Sur le territoire de la Métropole Aix-Marseille-Provence, le projet « The Camp Demoiselle » a expérimenté auprès des entreprises et organisations de la zone d’activité de la Duranne un service de navette électrique autonome entre la Gare Aix-TGV et le Campus de l’Arbois avec quelques points d’arrêts intermédiaires. Le projet visait, à renforcer la connaissance de ce type de véhicule innovant – la Demoiselle, une navette collective électrique quasi-autonome qui fonctionne grâce à l’intelligence artificielle – pour trouver des solutions d’avenir alternatives crédibles et attractives à la voiture individuelle en zone périurbaine. Un point est ressorti de l’étude « d’acceptabilité » menée par the Camp : le public ne semble pas prêt à se priver de la présence rassurante d’un chauffeur, sauf quand il s’agit de créer un service nouveau : mieux prévenir les incendies dans les collines, desservir des zones rurales ou diffuses… explique Michel Gonzales, responsable du projet.
Keolis, opérateur de transport et leader mondial de la mobilité partagée a mis en œuvre plus de 55 déploiements de véhicules autonomes dans le monde. A Saint-Quentin en Yvelines, c’est une première expérimentation avec engagement de performance qui a été opérée : une délégation de service public pour une ligne de véhicules autonomes intégrée au réseau de transports entre la gare et plusieurs zones d’emplois du secteur, un parcours ambitieux sur route ouverte avec de vraies complexités. L’expérimentation s’est avérée concluante en termes de prestation générale explique Clémentine Barbier, Responsable Mobilités Autonomes mais avec un niveau de fréquentation en deçà de l’attendu. L’expérimentation a néanmoins permis de développer de nouveaux outils pour mesurer, objectiver et optimiser le service : un outil de Fleet Management System (FMS) destiné à récupérer les données transitant par les APIs des véhicules autonomes pour les transformer en indicateurs de service ; une application de comptage et reporting pour les opérateurs ; une actualisation en temps réel des arrivées en station dans les outils Ile-de-France Mobilités.

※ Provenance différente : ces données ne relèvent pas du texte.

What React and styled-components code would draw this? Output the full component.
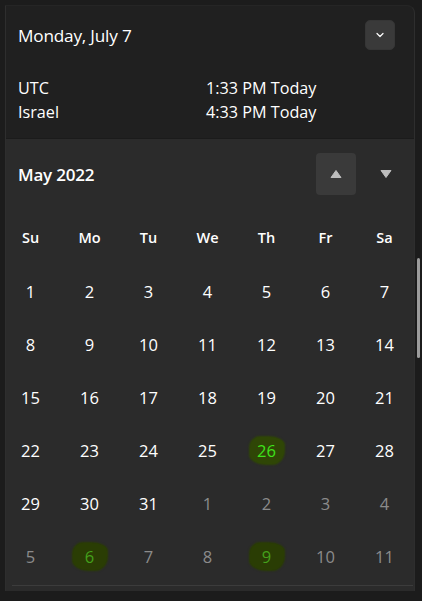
import React from "react";
import styled, { createGlobalStyle } from "styled-components";

const GlobalStyle = createGlobalStyle`
  html, body {
    margin: 0;
    padding: 0;
    background: #1c1c1c;
    font-family: "Open Sans", "Noto Sans", sans-serif;
    color: #ffffff;
  }
`;

const Page = styled.div`
  position: relative;
  width: 422px;
  height: 601px;
  padding: 5px 0 0 5px;
  box-sizing: border-box;
  overflow: hidden;
`;

const Panel = styled.div`
  width: 410px;
  height: 586px;
  box-sizing: border-box;
  border: 1px solid #2e2e2e;
  border-top-color: #252525;
  border-top-right-radius: 8px;
  border-bottom: none;
  background: #2b2b2b;
  display: flex;
  flex-direction: column;
  overflow: hidden;
`;

const Top = styled.div`
  background: #202020;
  padding: 13px 18px 0 12px;
  height: 133px;
  box-sizing: border-box;
  border-bottom: 1px solid #1b1b1b;
`;

const HeaderRow = styled.div`
  display: flex;
  align-items: center;
  justify-content: space-between;
  height: 32px;
`;

const DateTitle = styled.div`
  font-size: 17.2px;
  letter-spacing: -0.2px;
`;

const IconButton = styled.button`
  width: 30px;
  height: 30px;
  border-radius: 5px;
  border: 1px solid #363636;
  background: ${(p) => (p.$active ? "#3a3a3a" : "#2c2c2c")};
  display: flex;
  align-items: center;
  justify-content: center;
  padding: 0;
  margin-right: 1px;
`;

const ClockList = styled.div`
  margin-top: 26px;
  display: grid;
  grid-template-columns: 188px 1fr;
  row-gap: 2px;
  font-size: 16.2px;
  line-height: 22px;
`;

const Calendar = styled.div`
  flex: 1;
  display: flex;
  flex-direction: column;
  padding: 14px 0 0 12px;
`;

const MonthRow = styled.div`
  display: flex;
  align-items: center;
  height: 42px;
  padding-right: 8px;
`;

const MonthTitle = styled.div`
  flex: 1;
  font-size: 17px;
  font-weight: 600;
  letter-spacing: -0.2px;
`;

const NavButton = styled.button`
  width: 40px;
  height: 42px;
  border: none;
  border-radius: 4px;
  background: ${(p) => (p.$hover ? "#3a3a3a" : "transparent")};
  display: flex;
  align-items: center;
  justify-content: center;
  padding: 0;
  margin-left: ${(p) => p.$gap || 0}px;
`;

const Grid = styled.div`
  display: grid;
  grid-template-columns: repeat(7, 59px);
  margin-left: -17px;
  margin-top: 15px;
`;

const WeekDay = styled.div`
  height: 55px;
  display: flex;
  align-items: center;
  justify-content: center;
  font-size: 14.5px;
  font-weight: 600;
`;

const Day = styled.div`
  height: 53px;
  display: flex;
  align-items: center;
  justify-content: center;
  font-size: 16.5px;
  color: ${(p) => (p.$muted ? "#8b8b8b" : "#ffffff")};
`;

const Mark = styled.span`
  display: inline-flex;
  align-items: center;
  justify-content: center;
  min-width: 26px;
  height: 27px;
  padding: 0 4px;
  background: ${(p) => (p.$bright ? "#2f4606" : "#2a3d04")};
  color: ${(p) => (p.$bright ? "#3ee21b" : "#44a11c")};
  border-radius: 30% 45% 35% 50% / 40% 30% 50% 35%;
  box-shadow: 0 0 2px 1px ${(p) => (p.$bright ? "#2f4606" : "#2a3d04")};
`;

const BottomLine = styled.div`
  margin: auto 1px 0 -6px;
  height: 5px;
  border-top: 1px solid #3c3c3c;
  background: #2b2b2b;
`;

const Scrollbar = styled.div`
  position: absolute;
  left: 417px;
  top: 258px;
  width: 3px;
  height: 100px;
  border-radius: 2px;
  background: #9c9c9c;
`;

const Chevron = () => (
  <svg width="10" height="10" viewBox="0 0 10 10">
    <path d="M2 3.5 L5 6.5 L8 3.5" fill="none" stroke="#ffffff" strokeWidth="1.2" strokeLinecap="round" strokeLinejoin="round" />
  </svg>
);

const Triangle = ({ up }) => (
  <svg width="12" height="10" viewBox="0 0 12 10">
    <path
      d={up ? "M6 1.5 L11 8.5 L1 8.5 Z" : "M6 8.5 L11 1.5 L1 1.5 Z"}
      fill="#bdbdbd"
      stroke="#bdbdbd"
      strokeWidth="1"
      strokeLinejoin="round"
    />
  </svg>
);

const weekDays = ["Su", "Mo", "Tu", "We", "Th", "Fr", "Sa"];

const days = [];
for (let i = 1; i <= 31; i++) days.push({ n: i });
for (let i = 1; i <= 11; i++) days.push({ n: i, muted: true });

// highlighted dates: current month 26, next month 6 and 9
const marks = { "26": true, "m6": false, "m9": false };

export default function App() {
  return (
    <>
      <GlobalStyle />
      <Page>
        <Panel>
          <Top>
            <HeaderRow>
              <DateTitle>Monday, July 7</DateTitle>
              <IconButton $active>
                <Chevron />
              </IconButton>
            </HeaderRow>
            <ClockList>
              <span>UTC</span>
              <span>1:33 PM Today</span>
              <span>Israel</span>
              <span>4:33 PM Today</span>
            </ClockList>
          </Top>
          <Calendar>
            <MonthRow>
              <MonthTitle>May 2022</MonthTitle>
              <NavButton $hover>
                <Triangle up />
              </NavButton>
              <NavButton $gap={10}>
                <Triangle />
              </NavButton>
            </MonthRow>
            <Grid>
              {weekDays.map((d) => (
                <WeekDay key={d}>{d}</WeekDay>
              ))}
              {days.map((d, i) => {
                const key = (d.muted ? "m" : "") + d.n;
                return (
                  <Day key={i} $muted={d.muted}>
                    {key in marks ? <Mark $bright={marks[key]}>{d.n}</Mark> : d.n}
                  </Day>
                );
              })}
            </Grid>
            <BottomLine />
          </Calendar>
        </Panel>
        <Scrollbar />
      </Page>
    </>
  );
}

Sur son site d’essai des mobilités autonomes (SEMA), Keolis a expérimenté au cours des 6 dernières années des navettes autonomes de niveau 3 (classification définissant un moyen de transport semi-autonome, permettant au conducteur de « lâcher le volant » dans certaines situations présentant peu de risques par exemple : bouchons, parkings). Notre stratégie se fonde sur 4 piliers explique Clémentine Barbier : la sécurité, le service, l’évolution des compétences, l’acceptabilité sociale. Du point de vue de la sécurité, Keolis offre un banc de test opérateur au centre national de tir sportif de Chateauroux ciblant le transport des athlètes et les roulages en transport à la demande sans opérateur à bord. S’agissant du service, Keolis s’engage sur des cas d’usages plus complexes pour challenger la technologie : campus universitaire, site rural, centre-ville piéton, aéroports, centres commerciaux, hôpitaux, sites industriels, etc. Concernant l’évolution des compétences, Keolis travaille main dans la main avec les conducteurs sur les questions de maintenance, de design de service, de supervision des véhicules de niveau 4 (conduite entièrement automatisée). Enfin s’agissant de l’acceptabilité sociale des services de mobilité autonome, Keolis travaille en lien avec toutes les parties prenantes : autorités organisatrices de mobilité, opérateurs de transport public et passagers s’intéressant au service perçu en utilisant les feedbacks pour améliorer l’expérience passager.
Les rencontres ont enfin permis de faire un point sur les difficultés techniques à surmonter pour, dans l’avenir, déployer à grande échelle les véhicules autonomes. L’anticipation des comportements des autres usagers constitue une première contrainte. En cause, l’insuffisance des distances de détection voire l’impossibilité de la détection dans certaines conditions auxquelles s’ajoute la difficulté à cartographier l’environnement en haute définition. Parmi les autres contraintes l’interprétation de la situation par l’intelligence artificielle, la complexité des schémas de prise de décision ou encore la protection des données collectées pour prévenir d’éventuelles cyberattaques. Autant de questions sur lesquelles travaillent des chercheurs comme Massimiliano Lenardi, responsable du centre R&D européen HITACHI et Rémy Sun, Chercheur de l’équipe Models and Algorithms for Artificial Intelligence (MASSAI) à l’Inria. L’investissement dans la R&D doit dès lors se poursuivre pour rendre possible l’avenir des véhicules autonomes.